According to epidemiologists, in order to ensure the safety of the population, the first reopening measures should not take place until a significant proportion of the population has been vaccinated and the circulation of the virus has been reduced sufficiently to allow the tracing and isolation of all cases. Yet European governments are ending lockdowns while vaccination is largely insufficient and the number of cases is high everywhere. About 10 percent of the French population is fully vaccinated, with 24 percent having received at least one dose.

In addition to the illnesses and deaths this policy brings, it encourages the mutation and development of new variants that can bypass the immunity acquired naturally by the disease or by vaccines. For example, Brazilian and South African variants with this characteristic more than doubled in the second half of April in the Île-de-France region. This is a repeat of the policy from last year, at the end of the second wave of the virus, when the reopening allowed the English variant to establish itself massively within the space of weeks.

The irrationality of the health policy pursued by European governments is clear. The enormous economic and social sacrifices of the working class during the lockdowns is being systematically squandered by the policy of “living with the virus.”

The Macron government came to power with a programme to destroy decades of social gains of the working class and favour the most base exploitation of labour by capital. This policy, which benefits a tiny minority of the population, has produced a social catastrophe. The subordination of social life to private profit is incompatible with the rational management of a complex society that benefits the majority of the population.

But an alternative must also be proposed and fought for. This alternative is a socialist policy against the coronavirus, determined by science and coordinated internationally by the working class.
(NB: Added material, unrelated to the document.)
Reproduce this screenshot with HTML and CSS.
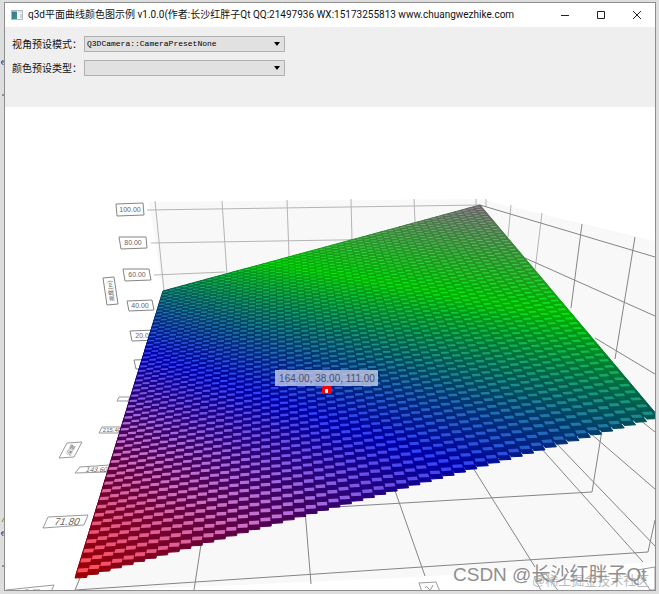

For this, new means of mass working-class struggle must be developed. The International Committee of the Fourth International has called for the creation of an International Workers Alliance of Rank-and-File Committees. For the working class to fight back, a way must be found to coordinate its struggles in factories, industries and countries against the ruling class. New forms of organization will allow action independently of the pro-capitalist trade unions, which are openly aligned with the ruling-class policy of herd immunity, and the pseudo-left political organizations that promote them in order to suppress working-class struggles. The perspective that must guide and unify these struggles is of world socialist revolution.